Activity: Strings and regular expressions I

Instructions:

Clickbait headlines

The following code imports a dataset with 30 different headlines from different websites. The headline column contains the text of the headline, and the clickbait column records whether the headline is from a clickbait article (1) or not (0).

library(tidyverse)

headlines <- read_csv("https://sta279-f25.github.io/data/clickbait_headlines_small.csv")
  1. The code below creates a new variable called clickbait_guess, in which we try to identify clickbait headlines using regular expressions. It then compares the clickbait predictions to the truth. Fill in the regular expression to predict that articles are clickbait if: there is a number at the beginning of the headline. How well does this work?
headlines <- headlines |>
  mutate(clickbait_guess = str_detect(headline, "...")) # fill in

table(headlines$clickbait_guess, headlines$clickbait)
  1. We also noticed that headlines which are in second person tend to be clickbait. Fill in the regular expression to predict that articles are clickbait if: the headline contains the word “you”. Note that it is helpful to convert all the headlines to lower case first, so we don’t have to worry about differences in capitalization.
headlines <- headlines |>
  mutate(clickbait_guess = str_detect(tolower(headline), "...")) 

table(headlines$clickbait_guess, headlines$clickbait)

Word borders

Depending on how you wrote the regular expression in question 2, you could pick up words that contain the letters “you”, and not just the word “you” itself. Here is a concrete example:

str_view("you are at Wake Forest", "you")
[1] │ <you> are at Wake Forest
str_view("born on the bayou", "you")
[1] │ born on the ba<you>

We can require “you” to be a word on its own by requiring a word boundary (the special character \b) on either side of “you”:

str_view("you are at Wake Forest", "\\byou\\b")
[1] │ <you> are at Wake Forest
str_view("born on the bayou", "\\byou\\b")

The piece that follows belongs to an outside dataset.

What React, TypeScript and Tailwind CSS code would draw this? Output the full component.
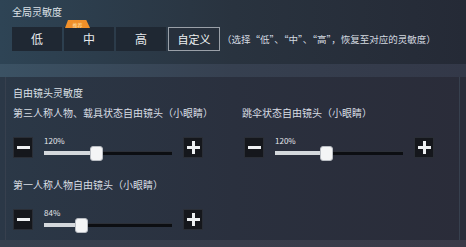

Here is another example of the word boundary in action:

str_view("This island is beautiful", "is")
[1] │ Th<is> <is>land <is> beautiful
str_view("This island is beautiful", "\\bis\\b")
[1] │ This island <is> beautiful
  1. Modify your code from question 2 to only match the word “you”, using word boundaries. Did this help your clickbait classification? Why or why not?

Alternation

Often, we may wish to match multiple patterns. For example, suppose we wish to identify strings which contain the words “cat” or “dog”:

str_view("I have two cats and one dog", "cat|dog")
[1] │ I have two <cat>s and one <dog>

The vertical bar | allows me to find matches to any one of the patterns separated by the bar.

  1. Modify your code from question 3 to predict that articles are clickbait if: the headline contains the word “you”, OR the headline begins with a number. How well do we predict clickbait using this rule?